Imagine flying like this!

At seaside in Botwood’s heritage park facing the town’s two museums is their biggest artifact, an amphibious Vickers Catalina.

It was dull and overcast as we headed into the last stretch to Corner Brook. Suddenly John said MOOSE and we slowed to a crawl as a car coming the other way did too.

Two of them.

Then I would guess Daddy brought up the rear.

Overnight at Hew and Draw Hotel in Corner Brook, a great hotel. Large drinks were needed!

Sep 28 Corner Brook to PAB

Another day of driving and we arrived in Port aux Basques at 2:45.

No worries, we are very cautious.

Belgian license plate.

Winds in this area have been recorded to gust in excess of200 km/h - if difficulty is experienced operating your machine you are advised to park until the winds subside.

Welcome to Port aux Basques.

Overnight St. Christopher's Hotel.

Thursday we caught the ferry back to North Sydney Nova Scotia.
Uneventful and enjoyable, we had a cabin with a bathroom and TV.

Heading to the ferry for our 9:45 check in.

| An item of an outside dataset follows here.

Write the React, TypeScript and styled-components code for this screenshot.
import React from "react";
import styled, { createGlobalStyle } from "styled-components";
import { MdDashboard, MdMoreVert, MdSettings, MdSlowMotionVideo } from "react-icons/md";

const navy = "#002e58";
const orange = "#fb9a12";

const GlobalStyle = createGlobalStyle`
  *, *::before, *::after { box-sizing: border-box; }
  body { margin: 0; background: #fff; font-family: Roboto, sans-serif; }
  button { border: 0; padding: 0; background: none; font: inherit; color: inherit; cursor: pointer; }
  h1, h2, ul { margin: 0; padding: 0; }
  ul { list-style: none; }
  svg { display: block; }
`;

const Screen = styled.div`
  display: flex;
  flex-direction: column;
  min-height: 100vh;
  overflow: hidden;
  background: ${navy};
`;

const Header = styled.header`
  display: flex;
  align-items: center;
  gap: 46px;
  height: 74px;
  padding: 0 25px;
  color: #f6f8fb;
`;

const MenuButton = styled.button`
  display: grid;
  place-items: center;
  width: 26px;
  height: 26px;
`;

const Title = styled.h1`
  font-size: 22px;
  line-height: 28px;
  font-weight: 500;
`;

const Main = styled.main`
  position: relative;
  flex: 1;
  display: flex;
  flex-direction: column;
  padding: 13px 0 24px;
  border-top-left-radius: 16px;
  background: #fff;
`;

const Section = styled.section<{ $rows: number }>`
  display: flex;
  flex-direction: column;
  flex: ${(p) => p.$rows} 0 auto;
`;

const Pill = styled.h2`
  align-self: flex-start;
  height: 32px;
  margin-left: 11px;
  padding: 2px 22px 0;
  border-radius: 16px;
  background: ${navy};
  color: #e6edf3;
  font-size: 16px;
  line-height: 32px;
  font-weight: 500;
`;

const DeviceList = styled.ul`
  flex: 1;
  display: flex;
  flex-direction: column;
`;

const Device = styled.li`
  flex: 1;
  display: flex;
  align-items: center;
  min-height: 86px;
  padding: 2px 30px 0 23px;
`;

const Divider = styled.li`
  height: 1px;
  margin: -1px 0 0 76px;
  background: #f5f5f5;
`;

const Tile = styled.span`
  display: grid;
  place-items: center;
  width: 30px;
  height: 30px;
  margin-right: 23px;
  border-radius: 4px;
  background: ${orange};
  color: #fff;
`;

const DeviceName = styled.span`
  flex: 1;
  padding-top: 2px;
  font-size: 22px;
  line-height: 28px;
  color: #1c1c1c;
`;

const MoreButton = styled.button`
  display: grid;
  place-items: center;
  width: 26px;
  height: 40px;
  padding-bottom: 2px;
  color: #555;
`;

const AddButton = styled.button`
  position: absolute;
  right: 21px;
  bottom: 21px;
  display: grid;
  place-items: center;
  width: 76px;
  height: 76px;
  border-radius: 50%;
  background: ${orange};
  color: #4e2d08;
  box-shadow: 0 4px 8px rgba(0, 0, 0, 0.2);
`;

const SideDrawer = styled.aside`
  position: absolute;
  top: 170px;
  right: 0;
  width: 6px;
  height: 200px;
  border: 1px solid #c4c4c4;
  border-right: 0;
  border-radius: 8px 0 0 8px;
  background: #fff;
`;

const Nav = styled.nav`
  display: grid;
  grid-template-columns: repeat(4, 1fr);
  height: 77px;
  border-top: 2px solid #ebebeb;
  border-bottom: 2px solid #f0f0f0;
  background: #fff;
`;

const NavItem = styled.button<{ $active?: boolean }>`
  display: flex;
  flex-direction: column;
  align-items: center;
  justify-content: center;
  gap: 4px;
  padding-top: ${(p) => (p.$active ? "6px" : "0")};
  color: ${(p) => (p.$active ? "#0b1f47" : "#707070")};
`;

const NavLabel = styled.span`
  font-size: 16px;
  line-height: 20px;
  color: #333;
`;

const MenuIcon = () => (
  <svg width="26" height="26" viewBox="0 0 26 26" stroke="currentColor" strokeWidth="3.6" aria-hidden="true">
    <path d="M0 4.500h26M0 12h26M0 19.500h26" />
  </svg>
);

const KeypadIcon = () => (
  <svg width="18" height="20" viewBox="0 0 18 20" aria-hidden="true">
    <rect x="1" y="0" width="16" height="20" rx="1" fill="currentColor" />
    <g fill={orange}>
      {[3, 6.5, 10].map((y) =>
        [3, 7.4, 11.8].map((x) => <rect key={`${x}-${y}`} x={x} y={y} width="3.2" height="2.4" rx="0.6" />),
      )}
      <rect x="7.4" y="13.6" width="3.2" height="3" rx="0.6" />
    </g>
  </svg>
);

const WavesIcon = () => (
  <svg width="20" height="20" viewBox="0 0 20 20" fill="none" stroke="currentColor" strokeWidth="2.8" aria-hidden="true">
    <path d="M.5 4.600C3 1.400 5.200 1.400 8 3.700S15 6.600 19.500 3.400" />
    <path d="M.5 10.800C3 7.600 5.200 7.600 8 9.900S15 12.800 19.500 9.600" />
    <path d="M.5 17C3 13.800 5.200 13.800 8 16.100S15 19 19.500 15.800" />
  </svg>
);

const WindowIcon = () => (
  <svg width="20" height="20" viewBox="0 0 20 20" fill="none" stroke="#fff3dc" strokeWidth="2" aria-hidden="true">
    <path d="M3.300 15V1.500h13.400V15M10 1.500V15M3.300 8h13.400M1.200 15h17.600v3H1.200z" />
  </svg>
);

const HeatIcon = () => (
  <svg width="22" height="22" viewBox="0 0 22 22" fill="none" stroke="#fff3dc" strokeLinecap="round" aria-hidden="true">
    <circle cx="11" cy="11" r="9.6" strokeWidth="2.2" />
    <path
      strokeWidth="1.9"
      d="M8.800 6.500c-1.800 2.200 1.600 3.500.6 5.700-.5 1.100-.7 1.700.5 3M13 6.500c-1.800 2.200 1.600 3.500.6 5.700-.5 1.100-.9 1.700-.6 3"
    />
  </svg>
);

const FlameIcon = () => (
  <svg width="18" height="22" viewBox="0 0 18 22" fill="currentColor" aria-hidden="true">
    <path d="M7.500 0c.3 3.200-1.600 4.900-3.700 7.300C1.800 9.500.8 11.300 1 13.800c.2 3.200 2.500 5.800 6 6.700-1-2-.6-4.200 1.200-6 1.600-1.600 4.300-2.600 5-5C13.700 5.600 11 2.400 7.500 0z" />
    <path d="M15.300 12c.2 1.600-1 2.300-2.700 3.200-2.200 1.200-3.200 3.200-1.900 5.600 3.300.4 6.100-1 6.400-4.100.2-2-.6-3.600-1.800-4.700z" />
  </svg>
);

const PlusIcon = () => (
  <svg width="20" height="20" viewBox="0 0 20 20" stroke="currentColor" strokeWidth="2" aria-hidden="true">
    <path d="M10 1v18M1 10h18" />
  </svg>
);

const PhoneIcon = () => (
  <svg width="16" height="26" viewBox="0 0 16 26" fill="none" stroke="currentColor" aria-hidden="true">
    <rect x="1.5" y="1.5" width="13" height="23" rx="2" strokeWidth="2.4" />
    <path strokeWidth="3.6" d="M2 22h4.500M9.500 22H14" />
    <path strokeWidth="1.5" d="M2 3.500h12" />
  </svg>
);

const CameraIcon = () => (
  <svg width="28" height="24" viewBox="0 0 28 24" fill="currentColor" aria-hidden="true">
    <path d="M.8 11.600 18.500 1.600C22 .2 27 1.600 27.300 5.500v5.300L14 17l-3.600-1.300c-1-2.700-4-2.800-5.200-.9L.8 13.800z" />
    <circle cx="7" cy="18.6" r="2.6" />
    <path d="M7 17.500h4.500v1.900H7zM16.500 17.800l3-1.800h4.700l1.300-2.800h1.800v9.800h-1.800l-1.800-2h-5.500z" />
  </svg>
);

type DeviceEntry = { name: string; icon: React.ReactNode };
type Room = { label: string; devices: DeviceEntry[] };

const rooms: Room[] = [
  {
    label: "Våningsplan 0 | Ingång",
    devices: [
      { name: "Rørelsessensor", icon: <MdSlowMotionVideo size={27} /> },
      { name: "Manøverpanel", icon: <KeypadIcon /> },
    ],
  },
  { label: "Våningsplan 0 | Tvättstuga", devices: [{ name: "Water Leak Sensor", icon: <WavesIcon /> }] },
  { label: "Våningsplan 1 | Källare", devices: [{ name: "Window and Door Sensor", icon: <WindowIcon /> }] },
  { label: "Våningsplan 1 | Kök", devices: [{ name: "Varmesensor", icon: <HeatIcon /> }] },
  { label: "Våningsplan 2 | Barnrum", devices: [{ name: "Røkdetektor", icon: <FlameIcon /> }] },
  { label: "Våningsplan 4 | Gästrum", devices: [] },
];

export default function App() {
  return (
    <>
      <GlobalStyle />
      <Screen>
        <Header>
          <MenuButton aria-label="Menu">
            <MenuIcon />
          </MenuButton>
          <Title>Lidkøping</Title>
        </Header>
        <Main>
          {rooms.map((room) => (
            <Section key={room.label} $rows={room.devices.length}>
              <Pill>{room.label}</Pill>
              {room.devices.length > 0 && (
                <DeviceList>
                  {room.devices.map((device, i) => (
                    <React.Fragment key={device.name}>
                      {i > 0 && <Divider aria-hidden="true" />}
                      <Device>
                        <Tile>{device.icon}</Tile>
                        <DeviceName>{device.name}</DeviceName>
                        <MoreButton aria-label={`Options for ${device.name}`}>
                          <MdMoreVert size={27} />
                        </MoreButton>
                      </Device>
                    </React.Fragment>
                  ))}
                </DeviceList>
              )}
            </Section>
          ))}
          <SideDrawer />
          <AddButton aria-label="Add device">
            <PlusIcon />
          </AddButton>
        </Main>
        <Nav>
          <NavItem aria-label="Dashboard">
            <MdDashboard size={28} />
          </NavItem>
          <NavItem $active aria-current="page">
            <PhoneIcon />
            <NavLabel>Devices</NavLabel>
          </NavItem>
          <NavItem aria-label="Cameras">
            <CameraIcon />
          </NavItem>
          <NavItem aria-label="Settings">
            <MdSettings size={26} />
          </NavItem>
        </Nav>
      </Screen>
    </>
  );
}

Entering the ferry at 10:45 departure is 11:45 and we docked on schedule at 6 PM Atlantic time, gaining half an hour.


  1. Mr Moose looks like he/she enjoying it walk.
    Coffee is on and stay safe

  2. The Aviation Museum would draw me in. The memorial and war cemetery are poignant

  3. A great trip! Oh, I wanna be on the road again - oh, wait, I just was ;-) Thanky to you.
    To fly like that.... crazy! And the moose, just on a slack walk! Sad about all the men who lost their lives for another stupid war.